In Memoriam: Hugh M. Stimson

Hugh McBirney Stimson, a long-time professor of Chinese linguistics and modern Chinese who also was a prominent authority on Tang dynasty poetry, died earlier this year (on Jan. 24) in Hamden, Connecticut, at the age of 79.

Hugh McBirney Stimson, a long-time professor of Chinese linguistics and modern Chinese who also was a prominent authority on Tang dynasty poetry, died earlier this year (on Jan. 24) in Hamden, Connecticut, at the age of 79.

Stimson earned his B.A. in 1953, his M.A. in 1957 and his Ph.D. in 1959 - all from Yale. He began teaching Chinese at the University in 1958, eventually becoming a professor in the Department of East Asian Languages and Literatures and in the Department of Linguistics. His particular interests were in the grammar and phonology of the Chinese language, both modern Chinese and classical Chinese - the language of Chinese poetry, philosophy and histories up to the end of the imperial period in 1912. He helped to reconstruct the pronunciation and phonology of Tang poetry and also had a central role in developing the modern Chinese course at Yale. He led the course from the mid-1970s to the mid-1980s.

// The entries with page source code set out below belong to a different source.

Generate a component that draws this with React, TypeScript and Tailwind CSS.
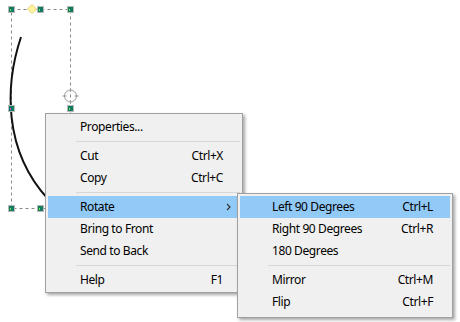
import React from "react";

type Item =
  | { kind: "item"; label: string; shortcut?: string; active?: boolean; submenu?: boolean }
  | { kind: "sep" };

const mainItems: Item[] = [
  { kind: "item", label: "Properties..." },
  { kind: "sep" },
  { kind: "item", label: "Cut", shortcut: "Ctrl+X" },
  { kind: "item", label: "Copy", shortcut: "Ctrl+C" },
  { kind: "sep" },
  { kind: "item", label: "Rotate", active: true, submenu: true },
  { kind: "item", label: "Bring to Front" },
  { kind: "item", label: "Send to Back" },
  { kind: "sep" },
  { kind: "item", label: "Help", shortcut: "F1" },
];

const rotateItems: Item[] = [
  { kind: "item", label: "Left 90 Degrees", shortcut: "Ctrl+L", active: true },
  { kind: "item", label: "Right 90 Degrees", shortcut: "Ctrl+R" },
  { kind: "item", label: "180 Degrees" },
  { kind: "sep" },
  { kind: "item", label: "Mirror", shortcut: "Ctrl+M" },
  { kind: "item", label: "Flip", shortcut: "Ctrl+F" },
];

function MenuRows({ items }: { items: Item[] }) {
  return (
    <>
      {items.map((it, i) =>
        it.kind === "sep" ? (
          <div key={i} className="h-[7px] flex items-center pl-[28px]">
            <div className="h-px w-full bg-[#d7d7d7]" />
          </div>
        ) : (
          <div
            key={i}
            className={`h-[22px] flex items-center justify-between pl-[32px] ${
              it.submenu ? "pr-[9px]" : "pr-[17px]"
            } ${it.active ? "bg-[#91c9f7]" : ""}`}
          >
            <span>{it.label}</span>
            {it.shortcut && <span>{it.shortcut}</span>}
            {it.submenu && (
              <svg width="5" height="8" viewBox="0 0 5 8">
                <path d="M1 1 L4 4 L1 7" fill="none" stroke="#333" strokeWidth="1.2" />
              </svg>
            )}
          </div>
        )
      )}
    </>
  );
}

function Handle({ x, y, mark = "#6ee85a" }: { x: number; y: number; mark?: string }) {
  return (
    <g>
      <rect x={x - 3.5} y={y - 3.5} width="7" height="7" fill="#b9b9b9" />
      <rect x={x - 2.5} y={y - 2.5} width="5" height="5" fill="#127a5e" />
      <rect x={x - 1.5} y={y - 0.5} width="1" height="2" fill={mark} />
    </g>
  );
}

export default function App() {
  return (
    <div
      className="relative w-[460px] h-[322px] bg-white overflow-hidden text-[12px] tracking-[-0.4px] text-black"
      style={{ fontFamily: '"Segoe UI", "Noto Sans", sans-serif' }}
    >
      <svg className="absolute inset-0" width="460" height="322">
        <rect
          x="11.5"
          y="9.5"
          width="59"
          height="199"
          fill="none"
          stroke="#8a8a8a"
          strokeDasharray="3 3"
        />
        <path d="M21 37 C 5 85, 3 150, 48 199" fill="none" stroke="#111" strokeWidth="2" />
        <Handle x={11.5} y={9.5} />
        <Handle x={40.5} y={9.5} />
        <Handle x={70.5} y={9.5} />
        <Handle x={11.5} y={108.5} mark="#c040e0" />
        <Handle x={70.5} y={108.5} />
        <Handle x={11.5} y={208.5} />
        <Handle x={40.5} y={208.5} />
        <path d="M32 4.5 L36.5 9 L32 13.5 L27.5 9 Z" fill="#fff4a0" stroke="#e6d46e" />
        <g stroke="#9a9a9a" fill="none">
          <circle cx="70.5" cy="96" r="6" />
          <path d="M70.5 88 V92 M70.5 100 V104 M62.5 96 H66.5 M74.5 96 H78.5" />
        </g>
      </svg>

      <div className="absolute left-[45px] top-[113px] w-[198px] h-[180px] bg-[#f0f0f0] border border-[#a0a0a0] p-[2px] shadow-[2px_2px_3px_rgba(0,0,0,0.35)]">
        <MenuRows items={mainItems} />
      </div>

      <div className="absolute left-[237px] top-[193px] w-[216px] h-[125px] bg-[#f0f0f0] border border-[#a0a0a0] p-[2px] shadow-[2px_2px_3px_rgba(0,0,0,0.35)]">
        <MenuRows items={rotateItems} />
      </div>
    </div>
  );
}
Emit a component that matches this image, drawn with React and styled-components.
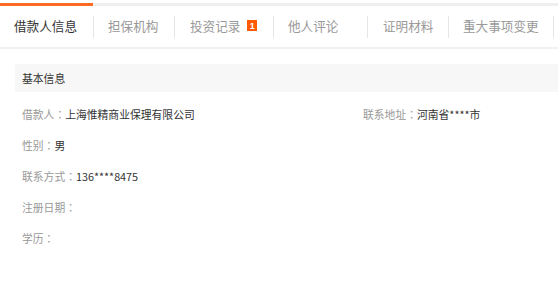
import { Fragment } from "react";
import styled, { createGlobalStyle } from "styled-components";

const GlobalStyle = createGlobalStyle`
    body {
        margin: 0;
        background: #fff;
        font-family: "Noto Sans CJK SC", "Noto Sans", sans-serif;
    }
`;

const Page = styled.div`
    width: 558px;
    padding-top: 3px;
`;

const TabBar = styled.div`
    display: flex;
    align-items: center;
    height: 41px;
    border-top: 3px solid #efefef;
    border-bottom: 2px solid #f2f2f2;
`;

const Tab = styled.div`
    display: flex;
    align-items: center;
    width: ${(p) => p.$w}px;
    height: 44px;
    margin-top: -3px;
    box-sizing: border-box;
    padding-left: ${(p) => p.$pad}px;
    padding-bottom: 2px;
    border-top: 3px solid ${(p) => (p.$active ? "#ff6a22" : "transparent")};
    font-size: 12.6px;
    color: ${(p) => (p.$active ? "#333" : "#999")};
    white-space: nowrap;
    cursor: pointer;
`;

const Divider = styled.span`
    flex: none;
    width: 1px;
    height: 22px;
    background: #e6e6e6;
    margin-top: 1px;
`;

const Badge = styled.span`
    display: inline-flex;
    align-items: center;
    justify-content: center;
    width: 10px;
    height: 11px;
    margin: 0 0 0 7px;
    background: #ff5a00;
    color: #fff;
    font-family: "Liberation Sans", sans-serif;
    font-size: 9px;
    font-weight: bold;
`;

const Section = styled.div`
    margin: 15px 0 0 15px;
`;

const SectionHeader = styled.div`
    height: 28px;
    line-height: 28px;
    padding-left: 7px;
    background: #f7f7f7;
    font-size: 10.8px;
    color: #333;
`;

const InfoGrid = styled.div`
    display: grid;
    grid-template-columns: 341px 1fr;
    margin-top: 7px;
    padding-left: 7px;
`;

const InfoRow = styled.div`
    height: 31px;
    line-height: 31px;
    font-size: 10.8px;
    color: #999;
    white-space: nowrap;
`;

const Colon = styled.span`
    font-family: "Noto Sans CJK TC", sans-serif;
`;

const Value = styled.span`
    color: #333;
`;

const tabs = [
    { t: "借款人信息", w: 93, pad: 14 },
    { t: "担保机构", w: 80, pad: 14 },
    { t: "投资记录", w: 98, pad: 15 },
    { t: "他人评论", w: 93, pad: 14 },
    { t: "证明材料", w: 80, pad: 15 },
    { t: "重大事项变更", w: 104, pad: 14 },
];

const rows = [
    ["借款人", "上海惟精商业保理有限公司"],
    ["联系地址", "河南省****市"],
    ["性别", "男"],
    null,
    ["联系方式", "136****8475"],
    null,
    ["注册日期", ""],
    null,
    ["学历", ""],
    null,
];

export default function App() {
    return (
        <Page>
            <GlobalStyle />
            <TabBar>
                {tabs.map((tab, i) => (
                    <Fragment key={tab.t}>
                        <Tab $active={i === 0} $w={tab.w} $pad={tab.pad}>
                            {tab.t}
                            {tab.t === "投资记录" && <Badge>1</Badge>}
                        </Tab>
                        <Divider />
                    </Fragment>
                ))}
            </TabBar>
            <Section>
                <SectionHeader>基本信息</SectionHeader>
                <InfoGrid>
                    {rows.map((r, i) => (
                        <InfoRow key={i}>
                            {r && (
                                <>
                                    {r[0]}
                                    <Colon>：</Colon>
                                    <Value>{r[1]}</Value>
                                </>
                            )}
                        </InfoRow>
                    ))}
                </InfoGrid>
            </Section>
        </Page>
    );
}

During his Yale career, Stimson served at various times as chair of the Department of East Asian Languages and Literatures and as director of undergraduate studies. He retired from teaching in 2006. He was a past president of the American Oriental Society.

Stimson’s publications include “Introduction to Chinese Pronunciation and the pin-yin Romanization” (1975), “A T’ang Poetic Vocabulary” (1976), “Fifty-Five T’ang Poems: A Text in the Reading and Understanding of T’ang Poetry” (1976), which continues to be in print; and a textbook series he co-authored with Parker Po-fei Huang, the two-volume “Spoken Standard Chinese” (1976-1978) and the four-volume “Written Standard Chinese,” (written in the mid-1980s).

When teaching his own course on classical Chinese in the early 1980s, Stimson found that there were no good textbooks available that described the structure and syntax in a way suited to the Western mind. He wrote his own grammar for the class. At least one graduate student commuted from a university in another state to sit in on Stimson’s classes in the grammar. Former students and colleagues remember how he conveyed his interest in the intricacies and subtleties of the classical language, and how he would digress to write a string of phonetic versions of archaic pronunciations on the blackboard. Throughout his career, he translated Tang poems and shared his translations with close friends, generally without publishing them. He is also recalled by colleagues and former students as a kind, modest and quiet teacher and mentor.